Avoid eager materialization

  • Do not build full member chains, export paths, module-reference paths, sorted module lists, or chunk combinations until a consumer needs them.
  • Represent common cases compactly.
  • Use visitors or iterators when the caller can consume items without owning a full container.

Keep hot structures small

  • Move cold stats, diagnostics, debug strings, and optional metadata out of hot structs.
  • Store detailed data in side maps keyed by id when only a minority of items need it.
  • Prefer compact summaries between stages instead of copying full objects.

Validation Requirements

Functional validation:

  • Run the relevant focused tests when available.
  • Run pnpm run build:cli:dev before pnpm run test:unit.
  • Always complete pnpm run test:unit after the optimization.

Performance validation:

  • Validate with CodSpeed cases.
  • Prefer the CodSpeed compilation stages case that directly covers the optimized feature.
  • If no matching compilation-stage case exists, use the closest existing CodSpeed case for the affected feature and explain the coverage gap.
  • If adding or changing benchmark coverage is necessary, keep the case focused on the optimized stage and avoid unrelated noise such as minimization unless it is the target.

Before submitting:

  • Run pnpm run format:rs.
  • Run pnpm run format:js.
  • Run cargo clippy --workspace --all-targets --all-features.
  • Summarize the hot path, the data cardinality risk, the chosen CPU/memory optimization technique, functional test result, CodSpeed performance result, format result, and clippy result.

PR and Benchmark Follow-up

After the optimization is complete, ask the user whether they want to create a PR.

If the user wants a PR:

  1. Switch to a branch whose name starts with perf/.
  2. Commit the optimization with a conventional performance commit, usually perf(<scope>): <summary> or perf: <summary>.
  3. Push the branch and create a PR whose title starts with perf: .
  4. Write the PR body around:
    • what changed
    • why the change should improve performance
    • which hot path and data cardinality risk it addresses
    • the expected CPU and/or allocation benefit
  5. Do not include a Validation section in the PR body.
  6. After the PR exists, automatically trigger the Ecosystem Benchmark workflow for the PR:
sh
gh workflow run 'Ecosystem Benchmark' -f pr=<pr-number>
gh run list --workflow 'Ecosystem Benchmark' --limit 5

Use the PR number as the workflow input. A run on main does not benchmark the PR branch.

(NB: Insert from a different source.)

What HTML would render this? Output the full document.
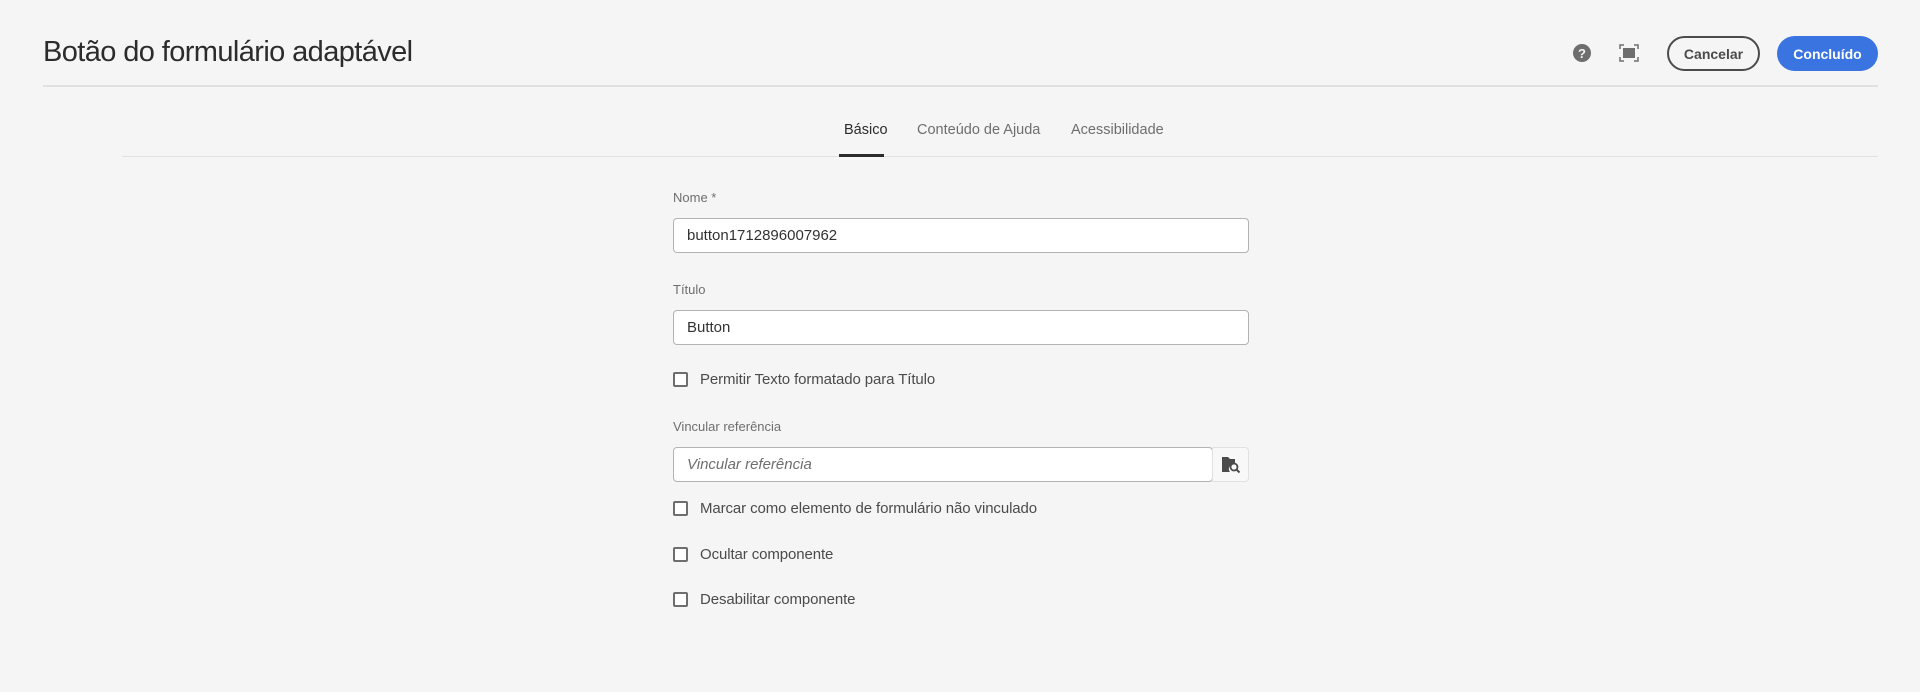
<!DOCTYPE html>
<html><head><meta charset="utf-8"><style>
*{box-sizing:border-box;margin:0;padding:0}
body{width:1920px;height:692px;background:#f5f5f5;font-family:"Liberation Sans",sans-serif;color:#323232;position:relative;overflow:hidden}
.a{position:absolute}
h1{position:absolute;left:43px;top:36px;font-size:29px;font-weight:300;color:#2c2c2c;letter-spacing:-0.6px}
.hl{left:43px;top:85px;width:1835px;height:2px;background:#e1e1e1}
.btn{position:absolute;top:36px;height:35px;border-radius:18px;font-size:14px;font-weight:bold;display:flex;align-items:center;justify-content:center}
.tab{position:absolute;top:122px;font-size:14.5px;color:#6e6e6e}
.lbl{position:absolute;left:673px;font-size:13px;color:#6e6e6e}
.inp{position:absolute;left:673px;width:576px;height:35px;border:1px solid #b3b3b3;border-radius:4px;background:#fff;font-size:15px;padding:0 13px;display:flex;align-items:center;color:#323232}
.cb{position:absolute;left:673px;display:flex;align-items:center;font-size:15px;color:#4b4b4b;letter-spacing:-0.1px}
.cb i{width:15px;height:15px;border:2px solid #6e6e6e;border-radius:2px;margin-right:12px;display:inline-block;background:#fff}
</style></head><body>
<h1>Botão do formulário adaptável</h1>
<div class="a hl"></div>
<svg class="a" style="left:1573px;top:44px" width="18" height="18" viewBox="0 0 18 18"><circle cx="9" cy="9" r="9" fill="#6e6e6e"/><text x="9" y="14" text-anchor="middle" font-family="Liberation Sans" font-weight="bold" font-size="13" fill="#f5f5f5">?</text></svg>
<svg class="a" style="left:1619px;top:44px" width="20" height="18" viewBox="0 0 20 18" fill="none" stroke="#6e6e6e" stroke-width="1.5"><path d="M1 5V1h4M15 1h4v4M19 13v4h-4M5 17H1v-4"/><rect x="4" y="4" width="12" height="10" fill="#6e6e6e" stroke="none"/></svg>
<div class="btn" style="left:1667px;width:93px;border:2px solid #4b4b4b;color:#4b4b4b">Cancelar</div>
<div class="btn" style="left:1777px;width:101px;background:#3a74e1;color:#fff">Concluído</div>
<div class="tab" style="left:844px;color:#2c2c2c">Básico</div>
<div class="tab" style="left:917px">Conteúdo de Ajuda</div>
<div class="tab" style="left:1071px">Acessibilidade</div>
<div class="a" style="left:122px;top:156px;width:1756px;height:1px;background:#e1e1e1"></div>
<div class="a" style="left:839px;top:154px;width:45px;height:3px;background:#2c2c2c"></div>
<div class="lbl" style="top:190px">Nome *</div>
<div class="inp" style="top:218px">button1712896007962</div>
<div class="lbl" style="top:282px">Título</div>
<div class="inp" style="top:310px">Button</div>
<div class="cb" style="top:371px"><i></i>Permitir Texto formatado para Título</div>
<div class="lbl" style="top:419px">Vincular referência</div>
<div class="inp" style="top:447px;width:540px;font-style:italic;color:#6e6e6e">Vincular referência</div>
<div class="a" style="left:1212px;top:447px;width:37px;height:35px;border:1px solid #e1e1e1;border-radius:0 4px 4px 0;background:#f8f8f8"></div>
<svg class="a" style="left:1221px;top:455px" width="20" height="19" viewBox="0 0 20 19"><path d="M1 2h6l2 2h5v5a5 5 0 0 0-5 8H1z" fill="#4b4b4b"/><circle cx="13" cy="12" r="3.5" fill="none" stroke="#4b4b4b" stroke-width="1.8"/><path d="M15.5 14.5l3 3" stroke="#4b4b4b" stroke-width="2"/></svg>
<div class="cb" style="top:500px"><i></i>Marcar como elemento de formulário não vinculado</div>
<div class="cb" style="top:546px"><i></i>Ocultar componente</div>
<div class="cb" style="top:591px"><i></i>Desabilitar componente</div>
</body></html>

If the user allows waiting for GitHub CI:

  1. Wait for the relevant GitHub checks and the Ecosystem Benchmark run to finish.
  2. Fetch the PR comments and locate the CodSpeed performance report.
  3. Compare improvements and regressions in the report.
  4. If the report shows regressions, analyze likely causes from the changed hot path, data structure cardinality, CPU work, and allocation behavior.
  5. Perform one additional optimization iteration when there is a plausible fix, then update the PR branch, push again, and rerun the Ecosystem Benchmark workflow.

Common Mistakes

  • Optimizing around chunks or runtimes while ignoring that dependencies and export infos may be orders of magnitude more numerous.
  • Adding a cache without defining its lifetime or invalidation boundary.
  • Making a hot structure larger to save one rare computation.
  • Adding parallelism before removing repeated serial work.
  • Trading a CPU bottleneck for large temporary allocations.
  • Verifying only output snapshots without checking the relevant CodSpeed case.